• INFORMATION SHOWN:
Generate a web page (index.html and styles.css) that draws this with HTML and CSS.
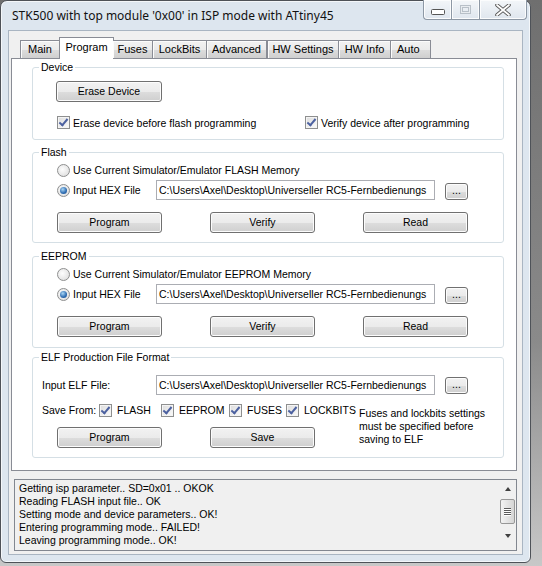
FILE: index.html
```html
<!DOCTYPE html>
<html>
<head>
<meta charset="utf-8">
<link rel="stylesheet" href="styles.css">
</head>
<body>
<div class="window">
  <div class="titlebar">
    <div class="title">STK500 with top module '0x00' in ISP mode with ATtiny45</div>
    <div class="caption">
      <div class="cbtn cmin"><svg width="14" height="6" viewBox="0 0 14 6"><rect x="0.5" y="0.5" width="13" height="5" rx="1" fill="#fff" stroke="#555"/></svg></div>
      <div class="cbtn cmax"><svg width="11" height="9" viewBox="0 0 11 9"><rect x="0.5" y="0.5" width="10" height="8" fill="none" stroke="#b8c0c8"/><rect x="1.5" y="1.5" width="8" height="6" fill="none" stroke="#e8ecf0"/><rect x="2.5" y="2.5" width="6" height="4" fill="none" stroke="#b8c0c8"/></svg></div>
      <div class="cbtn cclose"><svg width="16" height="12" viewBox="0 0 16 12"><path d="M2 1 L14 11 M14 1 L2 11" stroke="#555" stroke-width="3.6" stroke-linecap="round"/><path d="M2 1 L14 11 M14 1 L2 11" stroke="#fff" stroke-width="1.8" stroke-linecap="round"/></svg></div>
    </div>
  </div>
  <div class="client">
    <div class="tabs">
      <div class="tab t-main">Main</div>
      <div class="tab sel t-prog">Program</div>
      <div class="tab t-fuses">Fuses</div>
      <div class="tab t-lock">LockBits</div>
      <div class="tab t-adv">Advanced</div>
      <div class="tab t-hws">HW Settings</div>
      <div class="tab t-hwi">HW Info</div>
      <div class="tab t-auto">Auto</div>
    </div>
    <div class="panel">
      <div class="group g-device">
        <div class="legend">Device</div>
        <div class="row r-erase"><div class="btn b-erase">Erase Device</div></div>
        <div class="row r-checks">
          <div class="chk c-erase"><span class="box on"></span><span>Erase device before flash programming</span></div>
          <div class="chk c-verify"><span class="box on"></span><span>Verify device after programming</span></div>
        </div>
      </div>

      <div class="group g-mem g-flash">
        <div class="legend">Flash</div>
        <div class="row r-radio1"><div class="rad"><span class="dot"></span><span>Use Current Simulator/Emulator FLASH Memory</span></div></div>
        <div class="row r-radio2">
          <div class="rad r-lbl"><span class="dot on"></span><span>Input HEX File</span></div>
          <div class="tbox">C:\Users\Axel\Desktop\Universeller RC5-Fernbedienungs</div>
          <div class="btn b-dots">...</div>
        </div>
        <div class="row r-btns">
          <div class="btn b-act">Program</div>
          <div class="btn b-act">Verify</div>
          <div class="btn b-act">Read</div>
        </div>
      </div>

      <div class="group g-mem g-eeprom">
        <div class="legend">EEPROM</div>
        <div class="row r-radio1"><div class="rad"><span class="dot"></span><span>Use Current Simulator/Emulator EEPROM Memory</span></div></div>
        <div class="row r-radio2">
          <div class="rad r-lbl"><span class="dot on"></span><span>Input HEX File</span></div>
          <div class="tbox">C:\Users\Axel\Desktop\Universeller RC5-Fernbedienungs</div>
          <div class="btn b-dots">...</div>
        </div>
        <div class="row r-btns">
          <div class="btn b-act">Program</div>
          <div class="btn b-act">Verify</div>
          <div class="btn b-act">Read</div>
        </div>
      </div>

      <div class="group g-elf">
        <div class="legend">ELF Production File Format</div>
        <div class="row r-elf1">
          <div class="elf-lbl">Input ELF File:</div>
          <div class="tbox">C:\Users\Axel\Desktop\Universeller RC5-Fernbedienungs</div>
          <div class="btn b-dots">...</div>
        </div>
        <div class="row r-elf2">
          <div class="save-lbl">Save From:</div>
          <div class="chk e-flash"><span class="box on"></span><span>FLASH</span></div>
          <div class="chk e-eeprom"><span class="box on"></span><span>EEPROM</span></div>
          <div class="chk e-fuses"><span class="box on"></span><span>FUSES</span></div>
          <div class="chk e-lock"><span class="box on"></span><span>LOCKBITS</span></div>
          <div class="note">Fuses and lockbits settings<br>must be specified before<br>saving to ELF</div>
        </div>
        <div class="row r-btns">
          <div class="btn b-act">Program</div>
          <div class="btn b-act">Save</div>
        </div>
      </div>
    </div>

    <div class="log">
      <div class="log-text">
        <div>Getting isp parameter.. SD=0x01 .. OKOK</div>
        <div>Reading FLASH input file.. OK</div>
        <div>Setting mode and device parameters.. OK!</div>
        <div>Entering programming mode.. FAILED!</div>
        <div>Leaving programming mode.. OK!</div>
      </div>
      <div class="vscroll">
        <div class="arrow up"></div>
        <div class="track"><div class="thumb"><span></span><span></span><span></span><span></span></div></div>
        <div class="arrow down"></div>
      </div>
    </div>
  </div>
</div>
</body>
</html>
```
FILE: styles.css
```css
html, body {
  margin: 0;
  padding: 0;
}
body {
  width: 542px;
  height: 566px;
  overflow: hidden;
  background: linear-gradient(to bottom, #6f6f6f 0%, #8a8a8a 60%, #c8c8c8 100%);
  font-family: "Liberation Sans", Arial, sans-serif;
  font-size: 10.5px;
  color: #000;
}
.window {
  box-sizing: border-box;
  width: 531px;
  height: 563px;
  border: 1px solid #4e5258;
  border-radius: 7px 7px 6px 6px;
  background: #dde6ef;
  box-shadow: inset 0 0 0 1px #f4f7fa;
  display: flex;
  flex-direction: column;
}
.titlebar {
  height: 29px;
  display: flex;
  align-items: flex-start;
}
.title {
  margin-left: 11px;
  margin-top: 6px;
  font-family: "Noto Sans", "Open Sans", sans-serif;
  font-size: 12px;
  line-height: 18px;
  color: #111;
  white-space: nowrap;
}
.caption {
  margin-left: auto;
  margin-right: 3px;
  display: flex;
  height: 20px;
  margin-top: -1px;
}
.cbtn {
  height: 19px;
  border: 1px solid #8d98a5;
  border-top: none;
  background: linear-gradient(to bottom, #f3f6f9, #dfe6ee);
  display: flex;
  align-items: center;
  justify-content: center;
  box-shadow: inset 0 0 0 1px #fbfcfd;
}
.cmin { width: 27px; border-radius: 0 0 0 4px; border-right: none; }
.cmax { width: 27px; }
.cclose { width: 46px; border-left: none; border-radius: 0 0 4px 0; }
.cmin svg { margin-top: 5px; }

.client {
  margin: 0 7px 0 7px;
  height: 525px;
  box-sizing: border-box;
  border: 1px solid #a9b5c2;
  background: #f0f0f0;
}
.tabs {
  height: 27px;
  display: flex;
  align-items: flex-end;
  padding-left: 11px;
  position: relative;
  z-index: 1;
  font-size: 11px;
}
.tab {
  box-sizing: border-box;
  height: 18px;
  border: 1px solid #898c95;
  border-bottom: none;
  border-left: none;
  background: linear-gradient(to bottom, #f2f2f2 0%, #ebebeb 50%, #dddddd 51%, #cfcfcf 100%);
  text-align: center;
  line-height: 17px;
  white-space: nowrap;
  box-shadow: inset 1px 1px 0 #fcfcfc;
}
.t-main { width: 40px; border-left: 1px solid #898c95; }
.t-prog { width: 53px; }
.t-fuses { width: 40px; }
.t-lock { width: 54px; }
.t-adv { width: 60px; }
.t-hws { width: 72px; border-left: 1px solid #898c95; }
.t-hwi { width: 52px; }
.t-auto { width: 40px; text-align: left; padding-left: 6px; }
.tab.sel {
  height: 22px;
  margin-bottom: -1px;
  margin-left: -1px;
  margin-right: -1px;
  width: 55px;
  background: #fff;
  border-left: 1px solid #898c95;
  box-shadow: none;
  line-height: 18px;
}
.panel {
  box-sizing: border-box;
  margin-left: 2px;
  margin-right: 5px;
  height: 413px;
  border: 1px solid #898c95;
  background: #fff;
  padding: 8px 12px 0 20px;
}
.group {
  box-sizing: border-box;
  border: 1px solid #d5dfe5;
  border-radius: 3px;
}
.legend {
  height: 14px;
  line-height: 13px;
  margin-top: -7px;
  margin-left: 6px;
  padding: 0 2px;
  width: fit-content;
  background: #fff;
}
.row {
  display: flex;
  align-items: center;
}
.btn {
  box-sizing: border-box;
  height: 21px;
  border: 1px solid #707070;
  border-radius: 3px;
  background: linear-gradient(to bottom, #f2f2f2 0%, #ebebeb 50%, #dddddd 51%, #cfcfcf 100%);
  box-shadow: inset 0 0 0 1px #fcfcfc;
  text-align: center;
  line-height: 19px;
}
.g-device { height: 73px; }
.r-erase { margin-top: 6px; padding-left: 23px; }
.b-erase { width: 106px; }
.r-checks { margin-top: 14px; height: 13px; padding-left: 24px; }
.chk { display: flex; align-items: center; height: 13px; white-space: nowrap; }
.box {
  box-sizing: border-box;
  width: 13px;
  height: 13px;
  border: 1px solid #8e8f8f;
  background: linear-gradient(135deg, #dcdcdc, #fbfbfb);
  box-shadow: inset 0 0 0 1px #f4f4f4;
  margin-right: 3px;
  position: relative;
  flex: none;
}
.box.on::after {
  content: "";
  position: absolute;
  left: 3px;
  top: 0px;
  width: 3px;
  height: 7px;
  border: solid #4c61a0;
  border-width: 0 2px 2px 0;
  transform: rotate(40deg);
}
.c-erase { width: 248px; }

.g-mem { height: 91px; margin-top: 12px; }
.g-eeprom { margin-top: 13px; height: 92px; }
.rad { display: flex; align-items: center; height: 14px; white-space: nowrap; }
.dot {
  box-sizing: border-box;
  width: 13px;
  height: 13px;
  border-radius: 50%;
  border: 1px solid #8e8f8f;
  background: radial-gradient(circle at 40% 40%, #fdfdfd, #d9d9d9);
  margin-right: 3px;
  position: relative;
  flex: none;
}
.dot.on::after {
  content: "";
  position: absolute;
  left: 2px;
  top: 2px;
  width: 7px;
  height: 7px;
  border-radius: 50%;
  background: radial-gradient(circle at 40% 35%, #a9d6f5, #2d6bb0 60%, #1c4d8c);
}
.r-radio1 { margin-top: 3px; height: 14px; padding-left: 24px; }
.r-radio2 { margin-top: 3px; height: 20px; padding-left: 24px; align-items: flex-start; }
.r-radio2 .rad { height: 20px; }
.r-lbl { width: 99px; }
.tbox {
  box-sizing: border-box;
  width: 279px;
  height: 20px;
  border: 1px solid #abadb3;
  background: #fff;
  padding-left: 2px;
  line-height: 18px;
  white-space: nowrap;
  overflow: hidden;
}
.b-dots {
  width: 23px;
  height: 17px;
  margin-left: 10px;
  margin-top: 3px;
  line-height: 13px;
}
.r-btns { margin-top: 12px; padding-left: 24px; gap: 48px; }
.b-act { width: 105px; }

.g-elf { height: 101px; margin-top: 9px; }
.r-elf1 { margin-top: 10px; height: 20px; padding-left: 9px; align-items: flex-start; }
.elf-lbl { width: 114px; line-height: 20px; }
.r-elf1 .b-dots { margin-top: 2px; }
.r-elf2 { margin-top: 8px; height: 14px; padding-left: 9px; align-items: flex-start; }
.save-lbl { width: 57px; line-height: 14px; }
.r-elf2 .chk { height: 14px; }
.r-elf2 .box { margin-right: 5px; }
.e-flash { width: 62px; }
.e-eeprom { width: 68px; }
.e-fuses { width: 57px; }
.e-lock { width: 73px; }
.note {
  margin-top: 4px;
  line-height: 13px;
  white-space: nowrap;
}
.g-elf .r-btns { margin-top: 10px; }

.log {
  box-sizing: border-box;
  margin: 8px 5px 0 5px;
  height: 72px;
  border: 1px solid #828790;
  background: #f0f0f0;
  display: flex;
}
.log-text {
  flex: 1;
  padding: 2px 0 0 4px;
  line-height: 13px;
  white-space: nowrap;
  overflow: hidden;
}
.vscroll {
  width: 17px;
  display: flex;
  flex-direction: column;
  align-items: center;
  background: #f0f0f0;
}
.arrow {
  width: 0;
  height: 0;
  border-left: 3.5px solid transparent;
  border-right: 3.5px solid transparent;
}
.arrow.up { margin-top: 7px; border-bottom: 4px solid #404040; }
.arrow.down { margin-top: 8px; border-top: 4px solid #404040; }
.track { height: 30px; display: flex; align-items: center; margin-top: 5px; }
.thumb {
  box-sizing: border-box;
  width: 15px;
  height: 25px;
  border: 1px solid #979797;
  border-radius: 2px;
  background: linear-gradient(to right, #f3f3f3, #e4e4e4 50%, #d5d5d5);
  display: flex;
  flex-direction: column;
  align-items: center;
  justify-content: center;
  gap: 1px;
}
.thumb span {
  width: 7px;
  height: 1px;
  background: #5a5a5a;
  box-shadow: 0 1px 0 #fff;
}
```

• OBJECTIVE:
For this exercise, gather every line of the data that contains the word "with".

• COMPLETE OUTPUT:
Generate a web page (index.html and styles.css) that draws this with HTML and CSS.
    <div class="title">STK500 with top module '0x00' in ISP mode with ATtiny45</div>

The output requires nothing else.